#### Written instruction:
Quote the listing in full, exactly as given, minus any pictures.

#### Supplied information:
▬▬▬▬▬▬

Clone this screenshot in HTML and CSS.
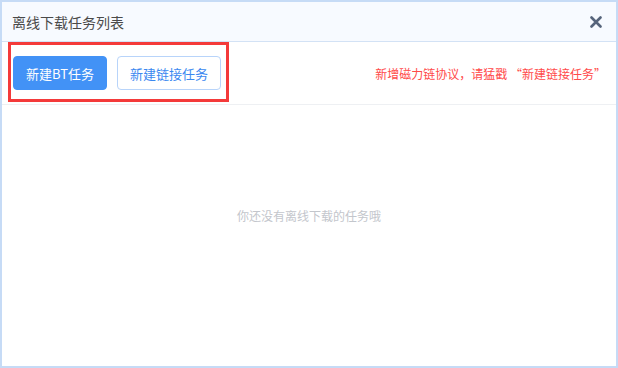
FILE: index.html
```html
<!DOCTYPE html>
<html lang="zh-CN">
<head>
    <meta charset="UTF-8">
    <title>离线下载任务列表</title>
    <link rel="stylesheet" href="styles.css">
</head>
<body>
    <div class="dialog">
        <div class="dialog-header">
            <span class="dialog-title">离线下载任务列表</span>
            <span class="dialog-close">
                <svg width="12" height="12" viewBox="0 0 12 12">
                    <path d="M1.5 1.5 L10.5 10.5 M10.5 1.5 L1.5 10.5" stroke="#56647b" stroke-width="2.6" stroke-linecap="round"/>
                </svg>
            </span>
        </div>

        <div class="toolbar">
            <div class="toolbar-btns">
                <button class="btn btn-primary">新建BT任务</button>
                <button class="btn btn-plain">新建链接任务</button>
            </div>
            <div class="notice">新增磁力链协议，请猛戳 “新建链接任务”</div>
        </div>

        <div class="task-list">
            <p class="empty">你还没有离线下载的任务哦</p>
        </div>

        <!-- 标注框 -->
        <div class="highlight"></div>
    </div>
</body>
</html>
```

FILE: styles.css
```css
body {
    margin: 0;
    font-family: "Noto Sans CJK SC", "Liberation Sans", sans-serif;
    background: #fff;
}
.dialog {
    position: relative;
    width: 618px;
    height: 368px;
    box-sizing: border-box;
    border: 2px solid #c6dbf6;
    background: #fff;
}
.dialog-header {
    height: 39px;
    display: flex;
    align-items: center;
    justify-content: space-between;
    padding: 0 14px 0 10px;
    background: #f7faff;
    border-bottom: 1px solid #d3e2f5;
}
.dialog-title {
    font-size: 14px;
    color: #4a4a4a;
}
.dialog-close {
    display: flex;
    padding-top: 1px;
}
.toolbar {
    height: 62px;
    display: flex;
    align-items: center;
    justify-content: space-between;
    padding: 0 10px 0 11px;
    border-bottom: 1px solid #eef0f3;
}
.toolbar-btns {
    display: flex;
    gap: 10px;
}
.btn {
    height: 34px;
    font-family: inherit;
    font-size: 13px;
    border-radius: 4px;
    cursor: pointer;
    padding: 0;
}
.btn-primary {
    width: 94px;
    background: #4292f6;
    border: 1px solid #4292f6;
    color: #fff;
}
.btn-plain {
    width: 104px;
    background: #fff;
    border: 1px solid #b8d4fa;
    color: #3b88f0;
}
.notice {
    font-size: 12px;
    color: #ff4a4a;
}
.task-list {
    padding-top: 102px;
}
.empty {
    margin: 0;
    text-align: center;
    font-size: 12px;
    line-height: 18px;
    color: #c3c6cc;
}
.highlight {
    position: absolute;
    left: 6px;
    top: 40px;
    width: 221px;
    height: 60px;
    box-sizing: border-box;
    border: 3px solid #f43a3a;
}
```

▬▬▬▬▬▬

#### Written answer:
Clone this screenshot in HTML and CSS.
FILE: index.html
```html
<!DOCTYPE html>
<html lang="zh-CN">
<head>
    <meta charset="UTF-8">
    <title>离线下载任务列表</title>
    <link rel="stylesheet" href="styles.css">
</head>
<body>
    <div class="dialog">
        <div class="dialog-header">
            <span class="dialog-title">离线下载任务列表</span>
            <span class="dialog-close">
                <svg width="12" height="12" viewBox="0 0 12 12">
                    <path d="M1.5 1.5 L10.5 10.5 M10.5 1.5 L1.5 10.5" stroke="#56647b" stroke-width="2.6" stroke-linecap="round"/>
                </svg>
            </span>
        </div>

        <div class="toolbar">
            <div class="toolbar-btns">
                <button class="btn btn-primary">新建BT任务</button>
                <button class="btn btn-plain">新建链接任务</button>
            </div>
            <div class="notice">新增磁力链协议，请猛戳 “新建链接任务”</div>
        </div>

        <div class="task-list">
            <p class="empty">你还没有离线下载的任务哦</p>
        </div>

        <!-- 标注框 -->
        <div class="highlight"></div>
    </div>
</body>
</html>
```

FILE: styles.css
```css
body {
    margin: 0;
    font-family: "Noto Sans CJK SC", "Liberation Sans", sans-serif;
    background: #fff;
}
.dialog {
    position: relative;
    width: 618px;
    height: 368px;
    box-sizing: border-box;
    border: 2px solid #c6dbf6;
    background: #fff;
}
.dialog-header {
    height: 39px;
    display: flex;
    align-items: center;
    justify-content: space-between;
    padding: 0 14px 0 10px;
    background: #f7faff;
    border-bottom: 1px solid #d3e2f5;
}
.dialog-title {
    font-size: 14px;
    color: #4a4a4a;
}
.dialog-close {
    display: flex;
    padding-top: 1px;
}
.toolbar {
    height: 62px;
    display: flex;
    align-items: center;
    justify-content: space-between;
    padding: 0 10px 0 11px;
    border-bottom: 1px solid #eef0f3;
}
.toolbar-btns {
    display: flex;
    gap: 10px;
}
.btn {
    height: 34px;
    font-family: inherit;
    font-size: 13px;
    border-radius: 4px;
    cursor: pointer;
    padding: 0;
}
.btn-primary {
    width: 94px;
    background: #4292f6;
    border: 1px solid #4292f6;
    color: #fff;
}
.btn-plain {
    width: 104px;
    background: #fff;
    border: 1px solid #b8d4fa;
    color: #3b88f0;
}
.notice {
    font-size: 12px;
    color: #ff4a4a;
}
.task-list {
    padding-top: 102px;
}
.empty {
    margin: 0;
    text-align: center;
    font-size: 12px;
    line-height: 18px;
    color: #c3c6cc;
}
.highlight {
    position: absolute;
    left: 6px;
    top: 40px;
    width: 221px;
    height: 60px;
    box-sizing: border-box;
    border: 3px solid #f43a3a;
}
```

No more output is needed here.